_Required task_
Check each line of the data below for the word "Tailwind", then extract the ones that have it.

_Materials provided_
=-=-=

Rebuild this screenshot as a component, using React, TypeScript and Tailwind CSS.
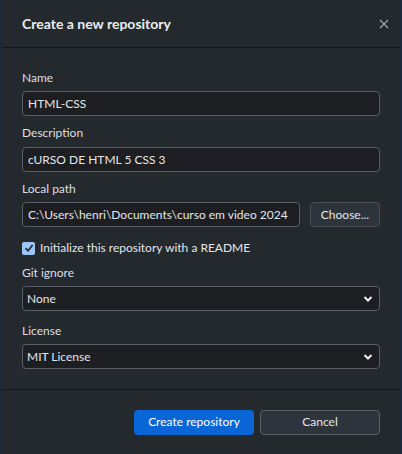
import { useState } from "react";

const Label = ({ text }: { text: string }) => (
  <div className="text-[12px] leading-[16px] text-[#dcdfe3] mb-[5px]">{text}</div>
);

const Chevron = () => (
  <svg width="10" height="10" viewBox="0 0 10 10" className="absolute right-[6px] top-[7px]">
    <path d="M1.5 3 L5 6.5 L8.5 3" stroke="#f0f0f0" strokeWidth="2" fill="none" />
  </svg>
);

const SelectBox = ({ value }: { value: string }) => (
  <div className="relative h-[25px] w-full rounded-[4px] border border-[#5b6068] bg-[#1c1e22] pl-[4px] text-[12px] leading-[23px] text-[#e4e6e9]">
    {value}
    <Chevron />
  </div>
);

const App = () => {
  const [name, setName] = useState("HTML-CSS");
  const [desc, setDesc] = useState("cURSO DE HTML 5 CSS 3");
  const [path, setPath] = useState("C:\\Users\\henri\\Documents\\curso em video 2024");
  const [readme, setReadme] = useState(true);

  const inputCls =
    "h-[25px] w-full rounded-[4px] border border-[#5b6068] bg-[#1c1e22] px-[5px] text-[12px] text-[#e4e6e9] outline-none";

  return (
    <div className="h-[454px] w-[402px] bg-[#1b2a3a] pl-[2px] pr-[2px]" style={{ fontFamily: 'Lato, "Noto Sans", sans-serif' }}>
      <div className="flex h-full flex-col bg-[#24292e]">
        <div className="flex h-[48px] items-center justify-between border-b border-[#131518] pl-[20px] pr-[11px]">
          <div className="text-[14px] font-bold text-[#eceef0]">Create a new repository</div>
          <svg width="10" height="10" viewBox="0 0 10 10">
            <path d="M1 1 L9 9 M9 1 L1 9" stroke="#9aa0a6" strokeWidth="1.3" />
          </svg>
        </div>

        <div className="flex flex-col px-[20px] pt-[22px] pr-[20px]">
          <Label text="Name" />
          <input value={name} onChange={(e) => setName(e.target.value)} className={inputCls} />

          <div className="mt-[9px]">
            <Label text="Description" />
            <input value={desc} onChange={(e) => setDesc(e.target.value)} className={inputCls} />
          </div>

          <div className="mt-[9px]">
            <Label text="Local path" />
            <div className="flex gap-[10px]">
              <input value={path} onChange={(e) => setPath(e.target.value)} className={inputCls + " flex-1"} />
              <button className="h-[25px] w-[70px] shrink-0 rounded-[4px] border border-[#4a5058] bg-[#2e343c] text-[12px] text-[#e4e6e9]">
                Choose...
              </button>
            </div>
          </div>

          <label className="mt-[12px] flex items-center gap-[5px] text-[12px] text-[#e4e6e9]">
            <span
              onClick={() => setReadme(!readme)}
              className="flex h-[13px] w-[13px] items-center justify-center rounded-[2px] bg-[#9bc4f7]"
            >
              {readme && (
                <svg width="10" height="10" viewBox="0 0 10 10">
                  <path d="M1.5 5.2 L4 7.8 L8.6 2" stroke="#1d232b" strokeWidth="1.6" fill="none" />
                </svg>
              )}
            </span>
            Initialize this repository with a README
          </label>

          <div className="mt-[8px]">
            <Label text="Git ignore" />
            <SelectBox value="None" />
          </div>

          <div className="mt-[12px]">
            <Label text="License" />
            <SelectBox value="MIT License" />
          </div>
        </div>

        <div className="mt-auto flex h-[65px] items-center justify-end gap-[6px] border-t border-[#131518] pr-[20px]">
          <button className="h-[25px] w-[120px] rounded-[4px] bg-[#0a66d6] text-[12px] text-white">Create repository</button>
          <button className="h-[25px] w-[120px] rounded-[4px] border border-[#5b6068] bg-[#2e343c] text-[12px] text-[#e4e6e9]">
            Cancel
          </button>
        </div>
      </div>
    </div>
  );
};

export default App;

=-=-=

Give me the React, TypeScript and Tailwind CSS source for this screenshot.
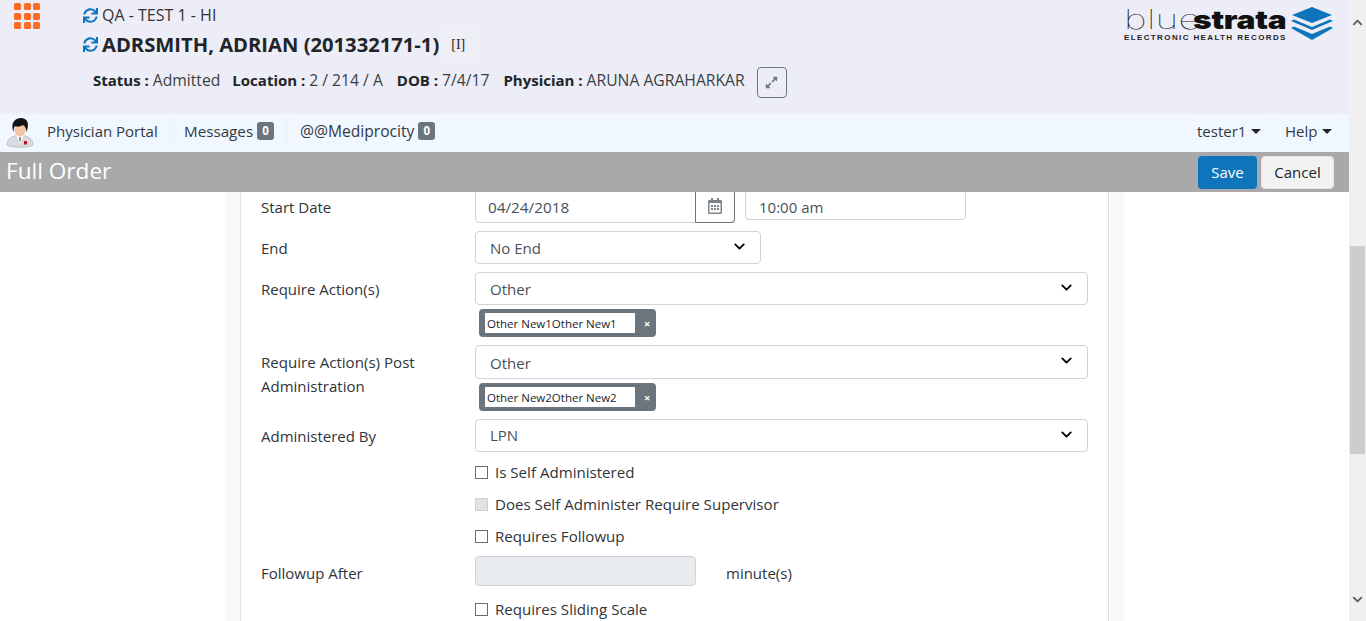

=-=-=

_Exercise response_
Rebuild this screenshot as a component, using React, TypeScript and Tailwind CSS.
Give me the React, TypeScript and Tailwind CSS source for this screenshot.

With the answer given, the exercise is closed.